Compatibility. That's what killed them.
dBASE had to be upward compatible at any cost, even if it meant creating extremely bloated and arcane features to support such compatibility. Why? Because of the market. The market was all Ashton-Tate had. With over 60% of the database market, and with the hint that the product may be far from perfect, compatibility became the holy grail. Compatibility assured Ashton-Tate that their market would "come along", that the effort to switch would remain higher than the effort to keep using the product.
Today, I saw the clear signs of the pattern in Microsoft's behavior. It's clear that Vista is a struggle. Regardless of whether the code rumors are true (they probably are not), the product is slipping. Worse, as an engineer I can read between the lines in the New York Times article:
Several thousand engineers have labored to build and test Windows Vista, a sprawling, complex software construction project with 50 million lines of code, or more than 40 percent larger than Windows XP.
I can't tell you the feeling of deja vu I had when I read that. 40 percent larger than Windows XP? There is no possibility that Windows is in good health. NONE. They're adding, but they're not removing. They're not moving forward, they are stuck so deep in the muck that every step is painful. Dan Farber at ZDNet sees the same desparate quandry for Microsoft. Good engineering does not result in products such as this.
Every single aspect of this matches the dBASE experience. Microsoft is defensive about new features, with Brad Goldberg saying "The perception that nothing new has come out of the Windows group since XP is just so far from the truth". When they talk about things that are new, the list is almost laughable, consisting of "Tablet PC versions" as proof of Microsoft's continuing "innovations". I dug up an old review of the newly-released dBASE IV by John Pochodowicz. It's a kitchen sink of sad additions which lead to the unbelievably bloated dBASE IV product which really had only one thing to offer: Compatibility.

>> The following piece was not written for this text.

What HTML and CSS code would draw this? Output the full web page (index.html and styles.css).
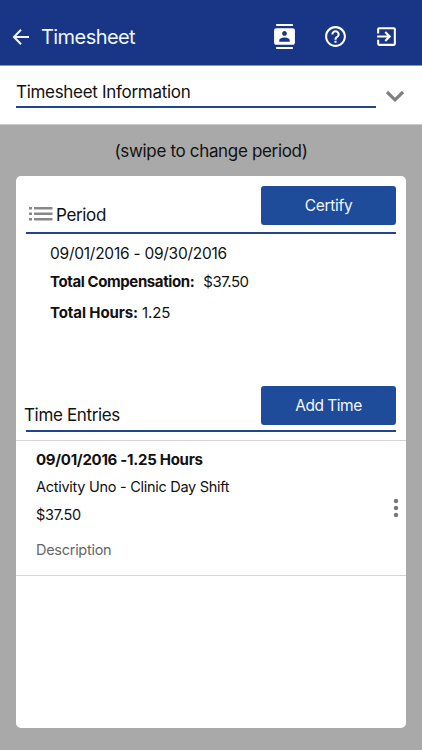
FILE: index.html
```html
<!DOCTYPE html>
<html lang="en">
<head>
<meta charset="utf-8">
<title>Timesheet</title>
<link rel="stylesheet" href="styles.css">
</head>
<body>
<header class="topbar">
  <svg class="back" viewBox="0 0 18 16"><path d="M9 .8 2 8l7 7.2M2 8h15" fill="none" stroke="currentColor" stroke-width="2"/></svg>
  <h1 class="title">Timesheet</h1>
  <svg class="action" viewBox="0 0 24 24"><path d="M20 0H4v2h16V0zM4 24h16v-2H4v2zM20 4H4c-1.100 0-2 .9-2 2v12c0 1.100.9 2 2 2h16c1.100 0 2-.9 2-2V6c0-1.100-.9-2-2-2zm-8 2.750c1.240 0 2.250 1.010 2.250 2.250s-1.010 2.250-2.250 2.250S9.750 10.240 9.750 9 10.760 6.750 12 6.750zM17 17H7v-1.500c0-1.670 3.330-2.500 5-2.500s5 .83 5 2.500V17z"/></svg>
  <svg class="action" viewBox="0 0 24 24"><path d="M11 18h2v-2h-2v2zm1-16C6.480 2 2 6.480 2 12s4.480 10 10 10 10-4.480 10-10S17.520 2 12 2zm0 18c-4.410 0-8-3.590-8-8s3.590-8 8-8 8 3.590 8 8-3.590 8-8 8zm0-14c-2.210 0-4 1.790-4 4h2c0-1.100.9-2 2-2s2 .9 2 2c0 2-3 1.750-3 5h2c0-2.250 3-2.500 3-5 0-2.210-1.790-4-4-4z"/></svg>
  <svg class="action" viewBox="0 0 24 24"><path d="M10.090 15.590L11.500 17l5-5-5-5-1.410 1.410L12.670 11H3v2h9.670l-2.580 2.590zM19 3H5c-1.110 0-2 .9-2 2v4h2V5h14v14H5v-4H3v4c0 1.100.89 2 2 2h14c1.100 0 2-.9 2-2V5c0-1.100-.9-2-2-2z"/></svg>
</header>
<section class="info">
  <h2 class="info-title">Timesheet Information</h2>
  <svg class="chevron" viewBox="0 0 20 12"><path d="M2 2l8 7.800L18 2" fill="none" stroke="#808080" stroke-width="3.200"/></svg>
</section>
<main class="content">
  <p class="hint">(swipe to change period)</p>
  <article class="card">
    <div class="section-head">
      <svg class="list-icon" viewBox="0 0 24 14"><path d="M0 0h3v2.500H0zM5 0h18.500v2.500H5zM0 5.500h3V8H0zM5 5.500h18.500V8H5zM0 11h3v2.500H0zM5 11h18.500v2.500H5z" fill="#888"/></svg>
      <h3 class="section-title">Period</h3>
      <button class="button">Certify</button>
    </div>
    <div class="summary">
      <p class="dates">09/01/2016 - 09/30/2016</p>
      <p class="compensation"><b>Total Compensation:</b><span class="amount">$37.50</span></p>
      <p class="hours"><b>Total Hours:</b><span class="count">1.25</span></p>
    </div>
    <div class="section-head entries-head">
      <h3 class="section-title">Time Entries</h3>
      <button class="button add">Add Time</button>
    </div>
    <div class="entry">
      <div class="entry-text">
        <p class="entry-date"><b>09/01/2016 -1.25 Hours</b></p>
        <p class="activity">Activity Uno - Clinic Day Shift</p>
        <p class="pay">$37.50</p>
        <p class="description">Description</p>
      </div>
      <svg class="more" viewBox="0 0 6 20"><g fill="#777"><circle cx="3" cy="3" r="2.200"/><circle cx="3" cy="10" r="2.200"/><circle cx="3" cy="17" r="2.200"/></g></svg>
    </div>
  </article>
</main>
</body>
</html>
```
FILE: styles.css
```css
* { box-sizing: border-box; }
body {
  margin: 0;
  height: 750px;
  display: flex;
  flex-direction: column;
  overflow: hidden;
  background: #a9a9a9;
  color: #111;
  font: 15px/20px Inter, Roboto, sans-serif;
  white-space: nowrap;
}
h1, h2, h3, p { margin: 0; font-weight: 400; }
b { font-weight: 700; }
svg { display: block; flex: none; }
.topbar {
  height: 66px;
  padding: 8px 23px 0 12px;
  display: flex;
  align-items: center;
  background: #193686;
  border-bottom: 1px solid #8493c4;
  color: #f0f6ff;
}
.back { width: 18px; height: 16px; }
.title {
  flex: 1;
  margin-left: 11px;
  font-size: 20px;
  line-height: 24px;
  letter-spacing: -0.57px;
}
.action { width: 25px; height: 25px; margin-left: 26px; fill: #fff; }
.info {
  height: 59px;
  padding: 0 17px 0 16px;
  display: flex;
  background: #fff;
  border-bottom: 1px solid #ccc;
}
.info-title {
  width: 360px;
  height: 42px;
  padding-top: 15px;
  border-bottom: 2px solid #1f4590;
  font-size: 17px;
  line-height: 22px;
  letter-spacing: -0.3px;
}
.chevron { width: 20px; height: 12px; margin: 24px 0 0 9px; }
.content { flex: 1; padding: 15px 16px 22px; }
.hint {
  font-size: 17px;
  line-height: 22px;
  letter-spacing: -0.33px;
  text-align: center;
}
.card {
  height: 552px;
  margin-top: 14px;
  padding-top: 10px;
  border-radius: 5px;
  background: #fff;
}
.section-head {
  height: 48px;
  margin: 0 10px;
  display: flex;
  align-items: flex-start;
  border-bottom: 2px solid #1f4590;
}
.list-icon { width: 24px; height: 14px; margin: 21px 3px 0; }
.section-title {
  flex: 1;
  margin-top: 18px;
  font-size: 17px;
  line-height: 22px;
  letter-spacing: -0.35px;
}
.button {
  width: 135px;
  height: 39px;
  padding: 0;
  border: 0;
  border-radius: 3px;
  background: #1f4b9b;
  color: #f2f7ff;
  font: 15.5px/20px Inter, Roboto, sans-serif;
  letter-spacing: -0.3px;
}
.add { letter-spacing: -0.5px; }
.summary { height: 152px; padding: 9px 34px 0; }
.dates { font-size: 15.5px; line-height: 22px; letter-spacing: -0.25px; }
.compensation { margin-top: 7px; letter-spacing: -0.5px; }
.compensation b { letter-spacing: -0.4px; }
.amount { margin-left: 9px; }
.hours { margin-top: 11px; letter-spacing: -0.12px; }
.hours b { letter-spacing: -0.1px; }
.count { margin-left: 4px; }
.entries-head { height: 46px; }
.entries-head .section-title { margin-left: -2px; }
.entry {
  height: 136px;
  margin-top: 8px;
  padding: 9px 7px 0 20px;
  display: flex;
  justify-content: space-between;
  border: solid #d4d4d4;
  border-width: 1px 0;
}
.entry-text { font-size: 14.5px; letter-spacing: -0.28px; }
.entry-date { font-size: 15px; }
.activity { margin-top: 7px; }
.pay { margin-top: 8px; }
.description { margin-top: 15px; color: #666; }
.more { width: 6px; height: 20px; margin-top: 48px; }
```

I'm expecting Vista to be close.
Can Microsoft maintain their lead with Windows? I don't think so, though it may be a slower death. Microsoft isn't as bad off Ashton-Tate was. Their products are better-built than dBASE was, and Microsoft has more market-share, so, as a corporation, they can remain blind longer. But the only answer for Microsoft will be to finally throw away the shackles of compatibility. Microsoft has more time than Ashton-Tate did, and a lot depends whether they use it wisely.
Microsoft knows this. NYT pointed to an internal memo by Ray Ozzie, chief technical officer, who said, "Complexity kills. It sucks the life out of developers, it makes products difficult to plan, build and test, it introduces security challenges and it causes end-user and administrator frustration."

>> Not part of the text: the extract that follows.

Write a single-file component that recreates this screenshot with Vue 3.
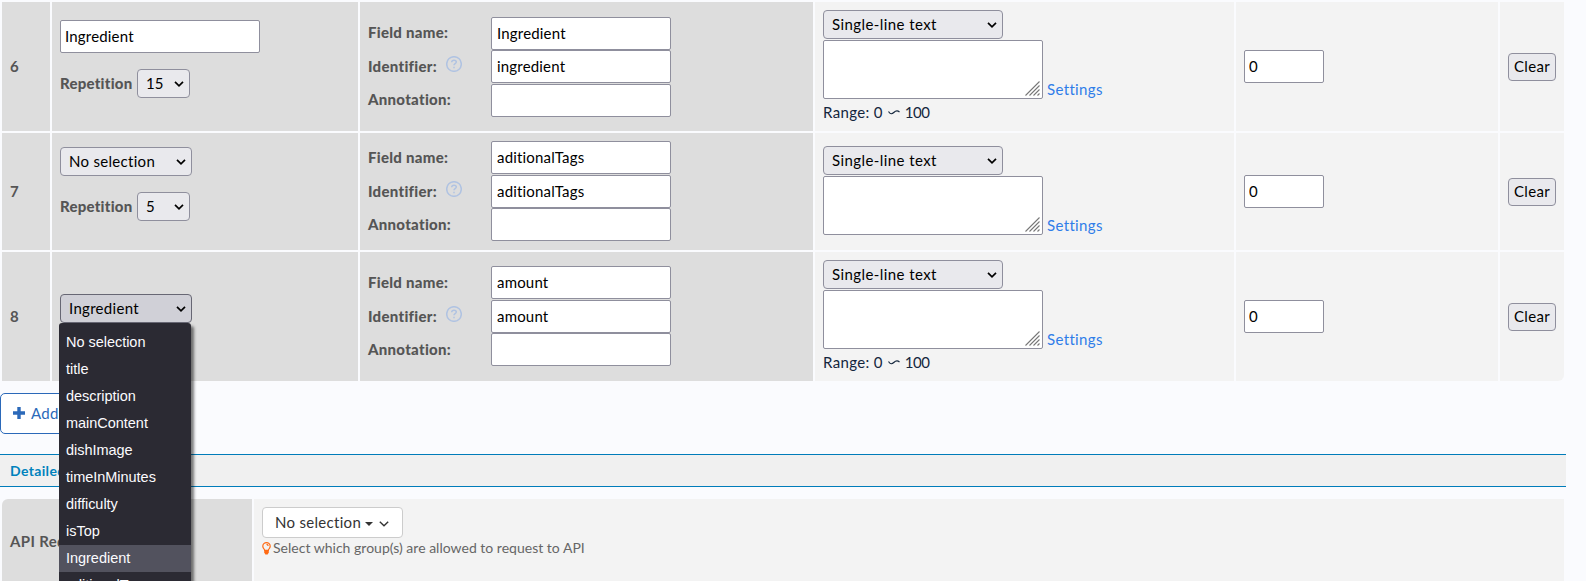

Mike Benson was Ashton-Tate's most brilliant architect. He knew what needed to be done, and talking to him at the time was a breath of fresh air. But, Ashton-Tate had crippled his ability to act by isolating his thinking in a "new products" division. His work never came to light.
So Ray Ozzie knows, just like Mike Benson did. But, from the behavior of the company, the politics of compatibility is winning. The flawed belief that compatibility will assure market share has been disproven time and time again.
I was just lucky enough to have been there once, and know the pattern.
tags: Microsoft
How frustrated and demotivated must employees like Omar feel when they hear this in an interview with Bill Gates:
Kristian Rickard, program manager for Entertainment & Devices, questions everything, but admits that innovation at Microsoft at least deserves to be put in quotation marks for now:
Kintan Brahmbhatt, a designer at Microsoft, has one of the most genuine and open-minded views of the iPod and its influence in his ipod and the design of things to come post:
About a year and a half ago, Steve Ballmer enraged bloggers and Microsoft employees alike by being quoted as claiming that iPod owners were music theives. It's ironic that at the same time, intelligent insightful Microsoft employees were looking at the iPod, enjoying it, and trying to understand that allure. I'm sure most of them were trying to figure out just what they could do to help their company (and Steve Ballmer's) come out with better products that could compete with the iPod.Without a doubt Microsoft management is missing a huge opportunity to harness the hearts, minds, and potential of their employees. And, for the first time, the barrier between Microsoft employees and management is becoming transparent, even in print. I'm sure that accounts for the recent brouhaha claiming that some Microsoft employees want Ballmer out.
But, one thing is for sure. Ballmer is saying the wrong things these days. Very wrong.
It would be better to keep quiet than start claiming that competitor's products are not allowed around the house "by edict". This is one of the worst possible messages not only for the world, but for Microsoft's employees.
In fairness, not everybody agrees. While it's true that using your own products is important, I'm not sure that denying use of competitor's products is quite the same. It wouldn't be so bad if Ballmer had said "My kids have iPods along with several other music devices, I like to observe their choices." Maybe he's ignoring his press briefings, who knows?
Microsoft used to impress me because they would embrace good technology no matter who developed it. I was impressed with MS engineers who would, almost without ego, reveal to me just how much they knew about Linux, Java, and other competing products. I would always tell people how formidable Microsoft was because of their unrelenting pursuit to squash the competition and their unhesitating egoless assessments of competitors strengths and weaknesses.
Surely, things have changed. At least at the top.